/---

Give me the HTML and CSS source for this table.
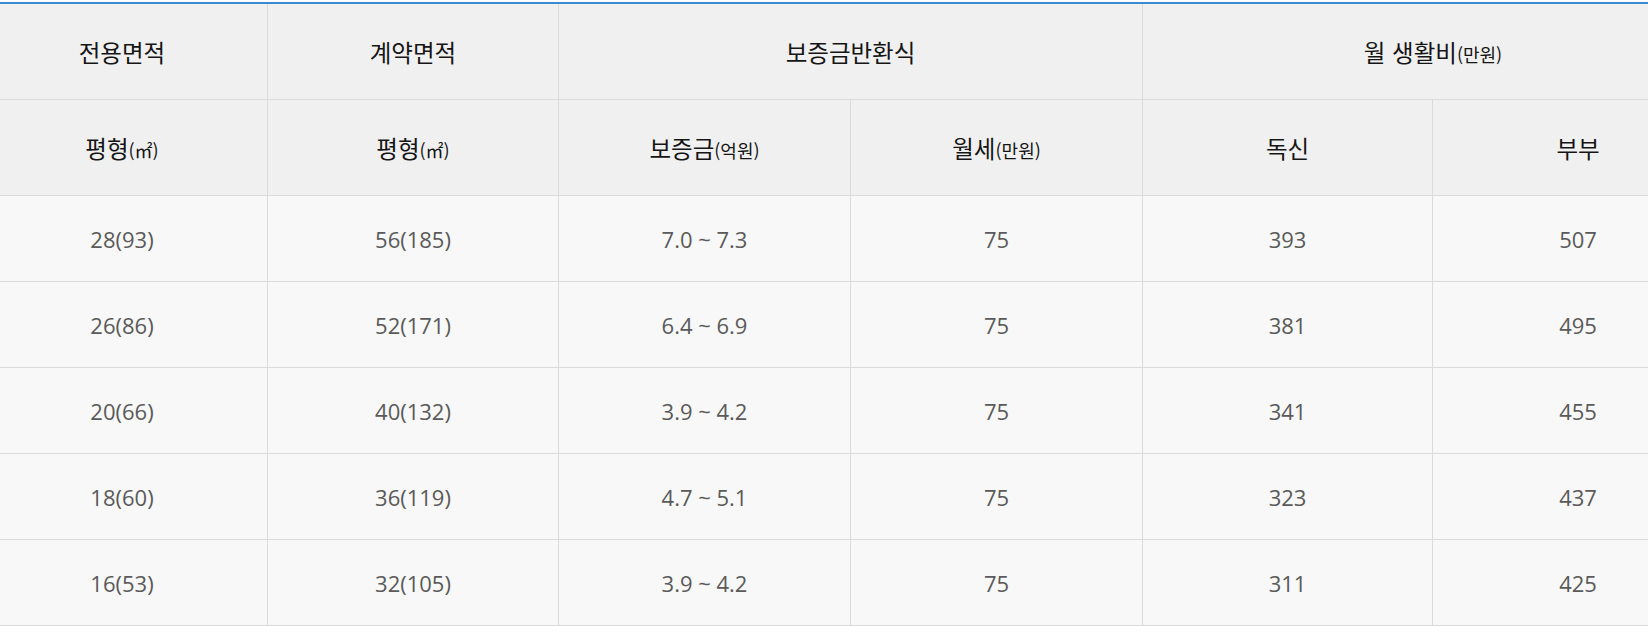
FILE: index.html
```html
<!DOCTYPE html>
<html lang="ko">
<head>
<meta charset="utf-8">
<title>평형별 정보</title>
<link rel="stylesheet" href="styles.css">
</head>
<body>
<div class="wrap">
  <table class="price-table">
    <colgroup>
      <col class="c1"><col class="c2"><col class="c3"><col class="c4"><col class="c5"><col class="c6">
    </colgroup>
    <thead>
      <tr class="hrow">
        <th>전용면적</th>
        <th>계약면적</th>
        <th colspan="2">보증금반환식</th>
        <th colspan="2">월 생활비<span class="unit">(만원)</span></th>
      </tr>
      <tr class="hrow">
        <th>평형<span class="unit">(㎡)</span></th>
        <th>평형<span class="unit">(㎡)</span></th>
        <th>보증금<span class="unit">(억원)</span></th>
        <th>월세<span class="unit">(만원)</span></th>
        <th>독신</th>
        <th>부부</th>
      </tr>
    </thead>
    <tbody>
      <tr><td>28(93)</td><td>56(185)</td><td>7.0 ~ 7.3</td><td>75</td><td>393</td><td>507</td></tr>
      <tr><td>26(86)</td><td>52(171)</td><td>6.4 ~ 6.9</td><td>75</td><td>381</td><td>495</td></tr>
      <tr><td>20(66)</td><td>40(132)</td><td>3.9 ~ 4.2</td><td>75</td><td>341</td><td>455</td></tr>
      <tr><td>18(60)</td><td>36(119)</td><td>4.7 ~ 5.1</td><td>75</td><td>323</td><td>437</td></tr>
      <tr><td>16(53)</td><td>32(105)</td><td>3.9 ~ 4.2</td><td>75</td><td>311</td><td>425</td></tr>
    </tbody>
  </table>
</div>
</body>
</html>
```

FILE: styles.css
```css
html, body {
  margin: 0;
  padding: 0;
  background: #ffffff;
}

.wrap {
  width: 1648px;
  overflow: hidden;
  padding-top: 2px;
}

.price-table {
  margin-left: -23px;
  width: 1747px;
  table-layout: fixed;
  border-collapse: separate;
  border-spacing: 0;
  border-top: 2px solid #3b8bd3;
}

.c1 { width: 291px; }
.c2 { width: 291px; }
.c3 { width: 292px; }
.c4 { width: 292px; }
.c5 { width: 290px; }
.c6 { width: 291px; }

.price-table th,
.price-table td {
  padding: 0;
  text-align: center;
  vertical-align: middle;
  border-right: 1px solid #dadada;
  border-bottom: 1px solid #dadada;
}

.price-table th {
  background: #f0f0f0;
  color: #151515;
  font-family: "Noto Sans CJK KR", "Noto Sans", sans-serif;
  font-size: 23.5px;
  font-weight: 400;
}

.hrow {
  height: 96px;
}

.unit {
  font-size: 18px;
}

.price-table td {
  background: #f8f8f8;
  color: #5a5a5a;
  font-family: "Open Sans", "Noto Sans", sans-serif;
  font-size: 22px;
  font-weight: 400;
  height: 85px;
}
```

\---

Given request
Every line of the material is to be quoted exactly, with no pictures carried over.

Solution to this task
Give me the HTML and CSS source for this table.
FILE: index.html
```html
<!DOCTYPE html>
<html lang="ko">
<head>
<meta charset="utf-8">
<title>평형별 정보</title>
<link rel="stylesheet" href="styles.css">
</head>
<body>
<div class="wrap">
  <table class="price-table">
    <colgroup>
      <col class="c1"><col class="c2"><col class="c3"><col class="c4"><col class="c5"><col class="c6">
    </colgroup>
    <thead>
      <tr class="hrow">
        <th>전용면적</th>
        <th>계약면적</th>
        <th colspan="2">보증금반환식</th>
        <th colspan="2">월 생활비<span class="unit">(만원)</span></th>
      </tr>
      <tr class="hrow">
        <th>평형<span class="unit">(㎡)</span></th>
        <th>평형<span class="unit">(㎡)</span></th>
        <th>보증금<span class="unit">(억원)</span></th>
        <th>월세<span class="unit">(만원)</span></th>
        <th>독신</th>
        <th>부부</th>
      </tr>
    </thead>
    <tbody>
      <tr><td>28(93)</td><td>56(185)</td><td>7.0 ~ 7.3</td><td>75</td><td>393</td><td>507</td></tr>
      <tr><td>26(86)</td><td>52(171)</td><td>6.4 ~ 6.9</td><td>75</td><td>381</td><td>495</td></tr>
      <tr><td>20(66)</td><td>40(132)</td><td>3.9 ~ 4.2</td><td>75</td><td>341</td><td>455</td></tr>
      <tr><td>18(60)</td><td>36(119)</td><td>4.7 ~ 5.1</td><td>75</td><td>323</td><td>437</td></tr>
      <tr><td>16(53)</td><td>32(105)</td><td>3.9 ~ 4.2</td><td>75</td><td>311</td><td>425</td></tr>
    </tbody>
  </table>
</div>
</body>
</html>
```

FILE: styles.css
```css
html, body {
  margin: 0;
  padding: 0;
  background: #ffffff;
}

.wrap {
  width: 1648px;
  overflow: hidden;
  padding-top: 2px;
}

.price-table {
  margin-left: -23px;
  width: 1747px;
  table-layout: fixed;
  border-collapse: separate;
  border-spacing: 0;
  border-top: 2px solid #3b8bd3;
}

.c1 { width: 291px; }
.c2 { width: 291px; }
.c3 { width: 292px; }
.c4 { width: 292px; }
.c5 { width: 290px; }
.c6 { width: 291px; }

.price-table th,
.price-table td {
  padding: 0;
  text-align: center;
  vertical-align: middle;
  border-right: 1px solid #dadada;
  border-bottom: 1px solid #dadada;
}

.price-table th {
  background: #f0f0f0;
  color: #151515;
  font-family: "Noto Sans CJK KR", "Noto Sans", sans-serif;
  font-size: 23.5px;
  font-weight: 400;
}

.hrow {
  height: 96px;
}

.unit {
  font-size: 18px;
}

.price-table td {
  background: #f8f8f8;
  color: #5a5a5a;
  font-family: "Open Sans", "Noto Sans", sans-serif;
  font-size: 22px;
  font-weight: 400;
  height: 85px;
}
```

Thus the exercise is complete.